Anyway, I find the debate between pro-business and pro-consumer advocates over punitive damages interesting since I see both sides. I definitely think people should temper their anti-corporation hatred by observing that life expectancy in this age of the corporation continues to increase at a huge rate (compared with past historical periods) and that quality of life, to me at least, is also increasing astronomically.

A couple of people commented after this writeup about the McDonalds coffee case. They feel that the case was legitimate because of a few facts: coffee was too hot to drink, lid didn't function properly, McDonalds knew these things and didn't remedy the situation. I've been through this debate before. My belief is that a reasonable person is responsible when he spills hot coffee on himself, lid, no lid, or faulty lid. When I get coffee at Starbucks, I don't think to myself--I don't have to worry about spilling it, there's a lid.

Punitive damages are damages that may be awarded to a successful plaintiff in a civil suit in addition to actual or compensatory damages upon a showing of a higher degree of culpability on the part of the defendant.

Merely causing harm to the plaintiff through a breach of a legal duty is not enough to award punitives. Normally, in order to obtain punitive damages, a plaintiff must prove by a preponderance of the evidence that the unlawful injury caused by the defendant was intentional, reckless (as opposed to mere negligence), or that the defendant acted with intent to defraud. States vary in their formulations, but requirements that a plaintiff prove "fraud, malice, wilful or wanton conduct" are common. Punitive damages are reserved for cases in which the plaintiff is not only entitled to compensation, but the defendant deserves punishment.

The theory behind punitive damages is simple. Tortfeasors — corporate and otherwise — can generally estimate the amount of a settlement or jury verdict for compensatory damages, and thus are able to figure the cost of unlawfully injuring others into a "cost-benefit analysis." A particularly striking example of this sort of calculation came to light in the Ford Pinto products liability litigation. There, an internal memo was discovered in which the company had calculated the approximate cost to the manufacturer of deaths resulting from the Pinto's exploding gas tank. Having determined the cost of "compensating" consumers for being burnt to a crisp, the manufacturer decided that the cost was worth the savings in R&D and production costs. A defendant who has already figured out that compensating its victims is a reasonable expenditure has no incentive to follow the law.

This is where punitive damages come in.
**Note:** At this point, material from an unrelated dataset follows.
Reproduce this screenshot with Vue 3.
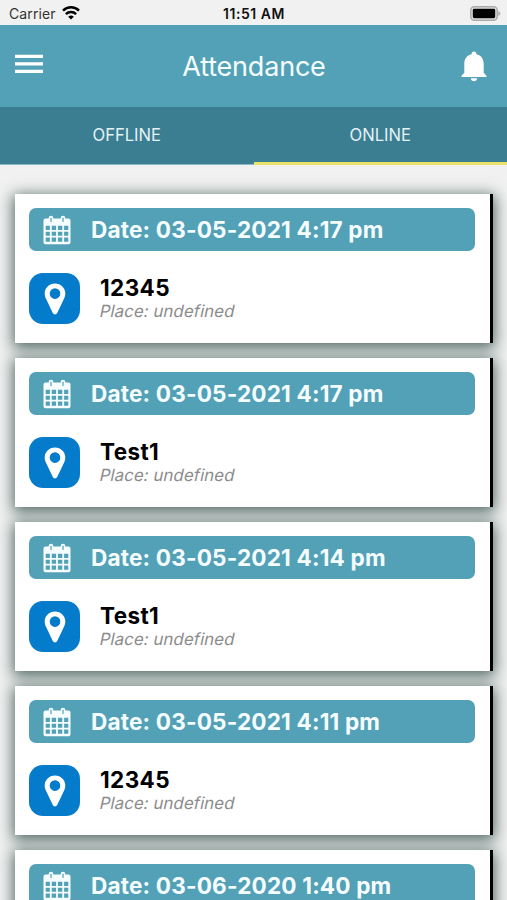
<template>
  <div class="screen">
    <div class="status-bar">
      <div class="carrier">
        <span class="carrier-name">Carrier</span>
        <svg class="wifi-icon" viewBox="0 0 18 14">
          <path d="M1 4.600a11.500 11.500 0 0 1 16 0" />
          <path d="M3.900 8.100a7.300 7.300 0 0 1 10.200 0" />
          <path class="wifi-dot" d="M9 13.600 6.200 10.800a4 4 0 0 1 5.600 0z" />
        </svg>
      </div>
      <span class="clock">11:51 AM</span>
      <svg class="battery-icon" viewBox="0 0 31 15">
        <rect x="0.8" y="0.8" width="26.4" height="13.4" rx="3.6" fill="#e4e4e4" stroke="#aaa" stroke-width="1.5" />
        <rect x="2.8" y="2.8" width="22.4" height="9.4" rx="1.4" fill="#000" />
        <path d="M28.3 5q2 1 2 2.5t-2 2.5z" fill="#aaa" />
      </svg>
    </div>

    <header class="header">
      <button class="icon-button" aria-label="Menu">
        <svg class="menu-icon" viewBox="0 0 28 20">
          <path d="M0 .8h28v3.3H0zM0 8.3h28v3.3H0zM0 15.8h28v3.3H0z" />
        </svg>
      </button>
      <h1 class="title">Attendance</h1>
      <button class="icon-button" aria-label="Notifications">
        <svg class="bell-icon" viewBox="0 0 26 31">
          <path d="M13 .5c1.600 0 2.400 1.100 2.400 2.700 5 1.200 7.300 4.800 7.300 10v8.600l2.800 2.900v1.300H.5v-1.300l2.800-2.900v-8.600c0-5.200 2.300-8.800 7.300-10C10.600 1.600 11.400.5 13 .5z" />
          <path d="M9.800 27.200h6.400c-.2 2-1.500 3-3.200 3s-3-1-3.200-3z" />
        </svg>
      </button>
    </header>

    <nav class="tabs">
      <button
        v-for="tab in tabs"
        :key="tab"
        :class="['tab', { 'tab--active': tab === activeTab }]"
        @click="activeTab = tab"
      >
        {{ tab }}
      </button>
    </nav>

    <main class="list">
      <article v-for="record in records" :key="record.id" class="card">
        <div class="card-date">
          <svg class="calendar-icon" viewBox="0 0 28 30">
            <path
              fill-rule="evenodd"
              d="M2.500 3.500h23a2 2 0 0 1 2 2V27.200a2 2 0 0 1-2 2h-23a2 2 0 0 1-2-2V5.500a2 2 0 0 1 2-2zM2.700 10.800v4.200h4.200v-4.200zM8.700 10.800v4.200h4.400v-4.200zM14.900 10.800v4.200h4.400v-4.200zM21.100 10.800v4.200h4.200v-4.200zM2.700 16.800v4h4.200v-4zM8.700 16.800v4h4.400v-4zM14.900 16.800v4h4.400v-4zM21.100 16.800v4h4.200v-4zM2.700 22.600v4.200h4.200v-4.200zM8.700 22.600v4.200h4.400v-4.200zM14.900 22.600v4.200h4.400v-4.200zM21.100 22.600v4.200h4.200v-4.200z"
            />
            <rect class="calendar-ring" x="5.700" y="0.800" width="4.600" height="7.400" rx="2.300" />
            <rect class="calendar-ring" x="17.700" y="0.800" width="4.600" height="7.400" rx="2.300" />
            <rect class="calendar-slot" x="7.400" y="2.600" width="1.200" height="4.600" rx="0.600" />
            <rect class="calendar-slot" x="19.400" y="2.600" width="1.200" height="4.600" rx="0.600" />
          </svg>
          <span>Date: {{ record.date }}</span>
        </div>
        <div class="card-body">
          <div class="pin-badge">
            <svg class="pin-icon" viewBox="0 0 22 32">
              <path
                fill-rule="evenodd"
                d="M11 .5c5.900 0 10.300 4.400 10.300 10.100 0 2-.5 3.500-1.300 5.200l-6.800 14.300c-.9 1.900-3.500 1.900-4.400 0L2 15.800C1.200 14.100.7 12.600.7 10.600.7 4.900 5.100.5 11 .5zM11 5.300a5.300 5.300 0 1 0 0 10.600 5.300 5.300 0 0 0 0-10.600z"
              />
            </svg>
          </div>
          <div class="card-text">
            <div class="card-name">{{ record.name }}</div>
            <div class="card-place">Place: {{ record.place }}</div>
          </div>
        </div>
      </article>
    </main>
  </div>
</template>

<script setup>
import { ref } from 'vue'

const tabs = ['OFFLINE', 'ONLINE']
const activeTab = ref('ONLINE')

const records = [
  { id: 1, date: '03-05-2021 4:17 pm', name: '12345', place: 'undefined' },
  { id: 2, date: '03-05-2021 4:17 pm', name: 'Test1', place: 'undefined' },
  { id: 3, date: '03-05-2021 4:14 pm', name: 'Test1', place: 'undefined' },
  { id: 4, date: '03-05-2021 4:11 pm', name: '12345', place: 'undefined' },
  { id: 5, date: '03-06-2020 1:40 pm', name: '', place: '' }
]
</script>

<style>
body {
  margin: 0;
  overflow: hidden;
}
</style>

<style scoped>
.screen {
  display: flex;
  flex-direction: column;
  height: 100vh;
  overflow: hidden;
  background: #f1f1f1;
  font-family: Inter, "Liberation Sans", sans-serif;
}

button {
  padding: 0;
  border: 0;
  background: none;
  font-family: inherit;
}

svg {
  display: block;
}

.status-bar {
  display: grid;
  grid-template-columns: 1fr auto 1fr;
  align-items: center;
  flex: none;
  height: 25px;
  padding: 2px 6px 0 9px;
  box-sizing: border-box;
  color: #111;
}

.carrier {
  display: flex;
  align-items: center;
  gap: 6px;
}

.carrier-name {
  font-size: 14px;
  letter-spacing: 0.1px;
  color: #333;
}

.wifi-icon {
  width: 18px;
  height: 14px;
  margin-bottom: 2px;
  fill: none;
  stroke: #000;
  stroke-width: 2.5;
}

.wifi-icon .wifi-dot {
  fill: #000;
  stroke: none;
}

.clock {
  padding-right: 2px;
  font-size: 14px;
  font-weight: 600;
  letter-spacing: 0.55px;
}

.battery-icon {
  justify-self: end;
  width: 31px;
  height: 15px;
  margin-bottom: 1px;
}

.header {
  display: flex;
  align-items: center;
  justify-content: space-between;
  flex: none;
  height: 82px;
  padding: 0 20px 0 15px;
  box-sizing: border-box;
  background: #53a1b7;
}

.menu-icon {
  width: 28px;
  height: 20px;
  margin-bottom: 4px;
  fill: #fff;
}

.title {
  margin: 0;
  padding-left: 4px;
  font-size: 27px;
  font-weight: 400;
  letter-spacing: -0.2px;
  color: #f5fdff;
}

.bell-icon {
  width: 26px;
  height: 31px;
  fill: #fff;
}

.tabs {
  display: flex;
  flex: none;
  height: 58px;
  background: #3c7e91;
}

.tab {
  flex: 1;
  padding-bottom: 2px;
  border-bottom: 1px solid #8fb8c4;
  font-size: 16.6px;
  color: #e3f2f6;
}

.tab--active {
  padding-bottom: 0;
  border-bottom: 3px solid #e9e36b;
}

.list {
  display: flex;
  flex-direction: column;
  gap: 15px;
  padding: 29px 14px 0 15px;
}

.card {
  flex: none;
  height: 149px;
  padding: 14px 15px 0 14px;
  border-right: 3px solid #000;
  box-sizing: border-box;
  background: #fff;
  box-shadow: 0 3px 14px 2px rgba(28, 62, 54, 0.75);
}

.card-date {
  display: flex;
  align-items: center;
  gap: 20px;
  height: 43px;
  padding-left: 14px;
  border-radius: 7px;
  background: #53a1b7;
  font-size: 22.6px;
  font-weight: 700;
  letter-spacing: 0.16px;
  color: #f5fdff;
  white-space: nowrap;
}

.calendar-icon {
  width: 28px;
  height: 30px;
  fill: #f5fdff;
}

.calendar-slot {
  fill: #53a1b7;
}

.card-body {
  display: flex;
  gap: 20px;
  margin-top: 22px;
}

.pin-badge {
  display: flex;
  align-items: center;
  justify-content: center;
  width: 51px;
  height: 51px;
  border-radius: 14px;
  background: #047ccb;
}

.pin-icon {
  width: 22px;
  height: 32px;
  fill: #fff;
}

.card-text {
  padding-top: 1px;
}

.card-name {
  font-size: 22.5px;
  font-weight: 700;
  letter-spacing: 0.4px;
  line-height: 27px;
  color: #000;
}

/* slants the upright face so the letters keep their roman shapes */
.card-place {
  font-size: 16.8px;
  letter-spacing: 0.1px;
  line-height: 20px;
  color: #8c8c8c;
  transform: skewX(-12deg);
}
</style>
People and corporations who have already figured out that they have no reason not to break the law and harm others will generally continue to do so, thus rendering the civil justice system an utter farce. Punitive damages fill the "deterrence gap" by adding an unpredictable variable into the equation. Unlike compensatory damages, which are calculated based on the estimated pecuniary value of the plaintiff's loss, punitive damages are based solely on the defendant's assets and the blameworthiness of the defendant's conduct. A tortfeasor may be able to say "I can deal with a $2 million compensatory award," and opt to break the law. An unfixed, unpredictable potential punitives award, however, cannot be figured into a cost-benefit analysis. The only real criterion in assessing punitive damages is deterrence: will the defendant and others think twice about this conduct in the future? The possibility of punitive damages makes it clear that one breaks the law at one's own risk.

Punitive damages are rarely awarded in the first place, and are frequently reduced either by the trial judge ("remittitur") or on appeal. The U.S. Supreme Court has recently begun to take a particularly active role in policing punitive damages awards. In one recent case, BMW of North America, Inc. v. Gore, __ U.S. __ (1996), the Court struck down a jury verdict that awarded the plaintiff, Gore, $4000 in compensatory damages and $4 million in punitives1 for failing to inform customers of predelivery damage to new cars. In finding the punitive damages award to be "grossly excessive" and thus unconstitutional, the Court noted that the punitives award was 500 times the actual damage found by the jury. While declining to tie the constitutionality of a punitive damages award to a strict mathematical formula, the Court's opinion noted that "[w]hen the ratio is a breathtaking 500 to 1, however, the award must surely 'raise a suspicious judicial eyebrow.'" (quoting TXO Production Corp. v. Alliance Resources Corp., 509 U.S. 443, 482, O'CONNOR, J., dissenting).




1 The trial judge later remitted the punitive damages award to $2 million.